BY TINA ROSENBERG
The choreography of a typical human rights investigation goes like this: Researchers interview victims and witnesses and write their report. The local media cover it -- if they can. Then those accused dismiss it; you have nothing more than stories, it's one word against another, the sources are biased, the evidence faked. And it goes away
On March 13, 2002, in a courtroom in The Hague, something different happened. In the trial of Slobodan Milosevic, Patrick Ball, an American statistician, presented numbers to support the case that Milosevic had pursued a deliberate policy of ethnic cleansing. "We find evidence consistent with the hypothesis that Yugoslav forces forced people from their homes, forced Albanian Kosovars from their homes, and killed people," Ball said.

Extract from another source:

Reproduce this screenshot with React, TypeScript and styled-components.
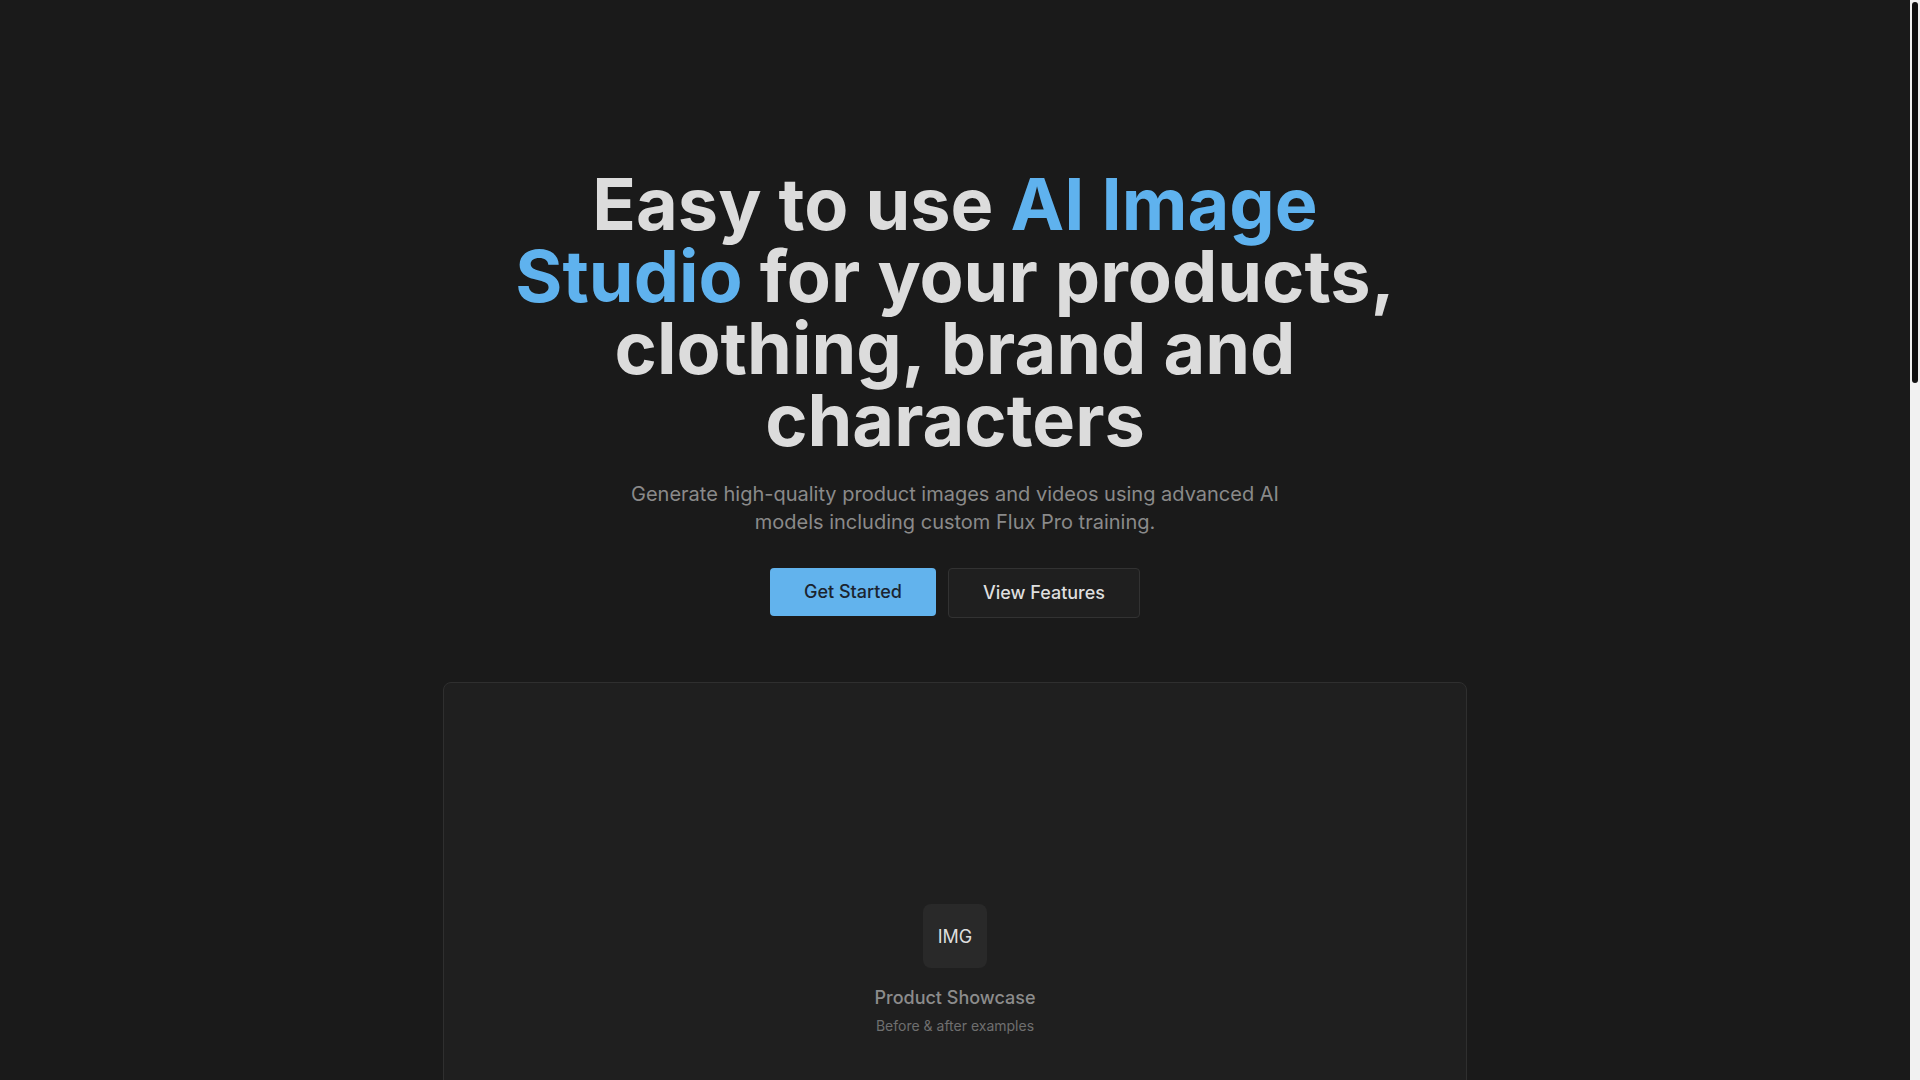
import * as React from 'react';
import styled, { createGlobalStyle } from 'styled-components';

const GlobalStyle = createGlobalStyle`
	html, body {
		height: 100%;
		overflow: hidden;
	}

	body {
		margin: 0;
		background: #1a1a1a;
		color: #dcdcdc;
		font-family: Inter, 'Noto Sans', sans-serif;
		-webkit-font-smoothing: antialiased;
	}

	#root {
		height: 100%;
	}

	* {
		box-sizing: border-box;
	}
`;

const Shell = styled.div`
	height: 100vh;
	display: flex;
	background: #1a1a1a;
`;

const Page = styled.main`
	flex: 1;
	height: 100vh;
	overflow-y: scroll;
	scrollbar-width: none;

	&::-webkit-scrollbar {
		display: none;
	}
`;

const ScrollRail = styled.div`
	position: relative;
	flex: 0 0 10px;
	height: 100vh;
	background: #f1f1f1;
`;

const ScrollThumb = styled.div`
	position: absolute;
	left: 2px;
	right: 2px;
	border-radius: 3px;
	background: #111111;
`;

const Hero = styled.section`
	padding: 168px 24px 96px;
	display: flex;
	flex-direction: column;
	align-items: center;
	text-align: center;
`;

const Title = styled.h1`
	max-width: 896px;
	margin: 0 0 24px;
	font-size: 72px;
	line-height: 72px;
	font-weight: 700;
	color: #dcdcdc;
`;

const Accent = styled.span`
	color: #5fb2ee;
`;

const Lead = styled.p`
	max-width: 672px;
	margin: 0 0 32px;
	font-size: 20px;
	line-height: 28px;
	color: #8a8a8a;
`;

const Actions = styled.div`
	display: flex;
	align-items: flex-start;
	justify-content: center;
	gap: 12px;
	margin-bottom: 64px;
`;

const Button = styled.a<{ $primary?: boolean }>`
	display: inline-flex;
	align-items: center;
	justify-content: center;
	padding: 10px 34px;
	font-size: 18px;
	line-height: 28px;
	font-weight: 500;
	text-decoration: none;
	border-radius: 4px;
	cursor: pointer;
	background: ${p => (p.$primary ? '#62b3ed' : '#1f1f1f')};
	color: ${p => (p.$primary ? '#1b2430' : '#dedede')};
	border: ${p => (p.$primary ? 'none' : '1px solid #323232')};
`;

const Showcase = styled.div`
	width: 100%;
	max-width: 1024px;
	aspect-ratio: 16 / 9;
	background: #1f1f1f;
	border: 1px solid #2f2f2f;
	border-radius: 8px;
	display: flex;
	flex-direction: column;
	align-items: center;
	justify-content: center;
`;

const Placeholder = styled.div`
	width: 64px;
	height: 64px;
	border-radius: 8px;
	background: #292929;
	display: flex;
	align-items: center;
	justify-content: center;
	font-size: 18px;
	color: #dedede;
	margin-bottom: 16px;
`;

const ShowcaseTitle = styled.div`
	font-size: 18px;
	line-height: 28px;
	font-weight: 500;
	color: #8c8c8c;
`;

const ShowcaseNote = styled.div`
	margin-top: 4px;
	font-size: 14px;
	line-height: 20px;
	color: #6f6f6f;
`;

const Section = styled.section`
	padding: 120px 24px;
	display: flex;
	flex-direction: column;
	align-items: center;
	text-align: center;
`;

const SectionTitle = styled.h2`
	margin: 0 0 16px;
	font-size: 48px;
	line-height: 56px;
	font-weight: 700;
	color: #dcdcdc;
`;

const SectionLead = styled.p`
	max-width: 672px;
	margin: 0 0 64px;
	font-size: 18px;
	line-height: 28px;
	color: #8a8a8a;
`;

const Grid = styled.div`
	width: 100%;
	max-width: 1024px;
	display: grid;
	grid-template-columns: repeat(3, 1fr);
	gap: 24px;
	text-align: left;
`;

const FeatureCard = styled.div`
	background: #1f1f1f;
	border: 1px solid #2f2f2f;
	border-radius: 8px;
	padding: 32px;
	min-height: 240px;
`;

const FeatureIcon = styled.div`
	width: 48px;
	height: 48px;
	border-radius: 8px;
	background: #292929;
	color: #5fb2ee;
	display: flex;
	align-items: center;
	justify-content: center;
	font-size: 14px;
	font-weight: 600;
	margin-bottom: 20px;
`;

const FeatureTitle = styled.h3`
	margin: 0 0 8px;
	font-size: 20px;
	line-height: 28px;
	font-weight: 600;
	color: #dcdcdc;
`;

const FeatureText = styled.p`
	margin: 0;
	font-size: 15px;
	line-height: 24px;
	color: #8a8a8a;
`;

const Footer = styled.footer`
	border-top: 1px solid #2a2a2a;
	padding: 64px 24px;
	text-align: center;
	font-size: 14px;
	color: #6f6f6f;
`;

const features = [
	{ tag: 'PRD', title: 'Product Photography', text: 'Place your products in studio-quality scenes without a photo shoot.' },
	{ tag: 'CLO', title: 'Clothing & Fashion', text: 'Show garments on models and in lifestyle settings in seconds.' },
	{ tag: 'BRD', title: 'Brand Consistency', text: 'Keep colours, style and tone consistent across every asset.' },
	{ tag: 'CHR', title: 'Characters', text: 'Create recurring characters that stay the same in every image.' },
	{ tag: 'VID', title: 'Video Generation', text: 'Turn still images into short product videos for ads and social.' },
	{ tag: 'FLX', title: 'Flux Pro Training', text: 'Train custom Flux Pro models on your own products and style.' },
];

const steps = [
	{ tag: '01', title: 'Upload', text: 'Add photos of your product, garment or character.' },
	{ tag: '02', title: 'Train', text: 'Fine-tune a custom Flux Pro model in a few minutes.' },
	{ tag: '03', title: 'Generate', text: 'Create images and videos for any campaign or channel.' },
];

export default function App() {
	const pageRef = React.useRef<HTMLElement>(null);
	const [thumb, setThumb] = React.useState({ top: 2, height: 0 });

	React.useEffect(() => {
		const el = pageRef.current;
		if (!el) return;
		const update = () => {
			const track = el.clientHeight - 4;
			const ratio = el.clientHeight / el.scrollHeight;
			const height = Math.max(24, track * ratio);
			const max = el.scrollHeight - el.clientHeight;
			const top = 2 + (max > 0 ? (el.scrollTop / max) * (track - height) : 0);
			setThumb({ top, height: ratio >= 1 ? 0 : height });
		};
		update();
		el.addEventListener('scroll', update);
		window.addEventListener('resize', update);
		document.fonts?.ready.then(update);
		return () => {
			el.removeEventListener('scroll', update);
			window.removeEventListener('resize', update);
		};
	}, []);

	return (
		<Shell>
			<GlobalStyle />
			<Page ref={pageRef}>
				<Hero>
					<Title>
						Easy to use <Accent>AI Image Studio</Accent> for your products, clothing, brand and characters
					</Title>
					<Lead>
						Generate high-quality product images and videos using advanced AI models including custom Flux Pro training.
					</Lead>
					<Actions>
						<Button $primary href="#start">Get Started</Button>
						<Button href="#features">View Features</Button>
					</Actions>
					<Showcase>
						<Placeholder>IMG</Placeholder>
						<ShowcaseTitle>Product Showcase</ShowcaseTitle>
						<ShowcaseNote>Before &amp; after examples</ShowcaseNote>
					</Showcase>
				</Hero>
				<Section id="features">
					<SectionTitle>Everything you need</SectionTitle>
					<SectionLead>One studio for product shots, fashion, brand assets and consistent characters.</SectionLead>
					<Grid>
						{features.map(f => (
							<FeatureCard key={f.title}>
								<FeatureIcon>{f.tag}</FeatureIcon>
								<FeatureTitle>{f.title}</FeatureTitle>
								<FeatureText>{f.text}</FeatureText>
							</FeatureCard>
						))}
					</Grid>
				</Section>
				<Section id="start">
					<SectionTitle>How it works</SectionTitle>
					<SectionLead>From upload to finished assets in three steps.</SectionLead>
					<Grid>
						{steps.map(s => (
							<FeatureCard key={s.tag}>
								<FeatureIcon>{s.tag}</FeatureIcon>
								<FeatureTitle>{s.title}</FeatureTitle>
								<FeatureText>{s.text}</FeatureText>
							</FeatureCard>
						))}
					</Grid>
				</Section>
				<Footer>© AI Image Studio</Footer>
			</Page>
			<ScrollRail>
				<ScrollThumb style={{ top: thumb.top, height: thumb.height }} />
			</ScrollRail>
		</Shell>
	);
}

Ball made this statement under cross-examination by Milosevic's lawyer, who was, in fact, Milosevic himself. Over two days, the former president of Yugoslavia used his time to rage at Ball: The evidence was fabricated. The organizations that gathered the data were anti-Serb, trying to "galvanize public opinion and raise hostility against the Serbs and the desire to punish them," Milosevic insisted. War is chaos, he said -- how can you be so simplistic as to think that outcomes have a single cause? Why didn't you examine Serb refugee flows? How can you, a self-described supporter of international law, be considered objective?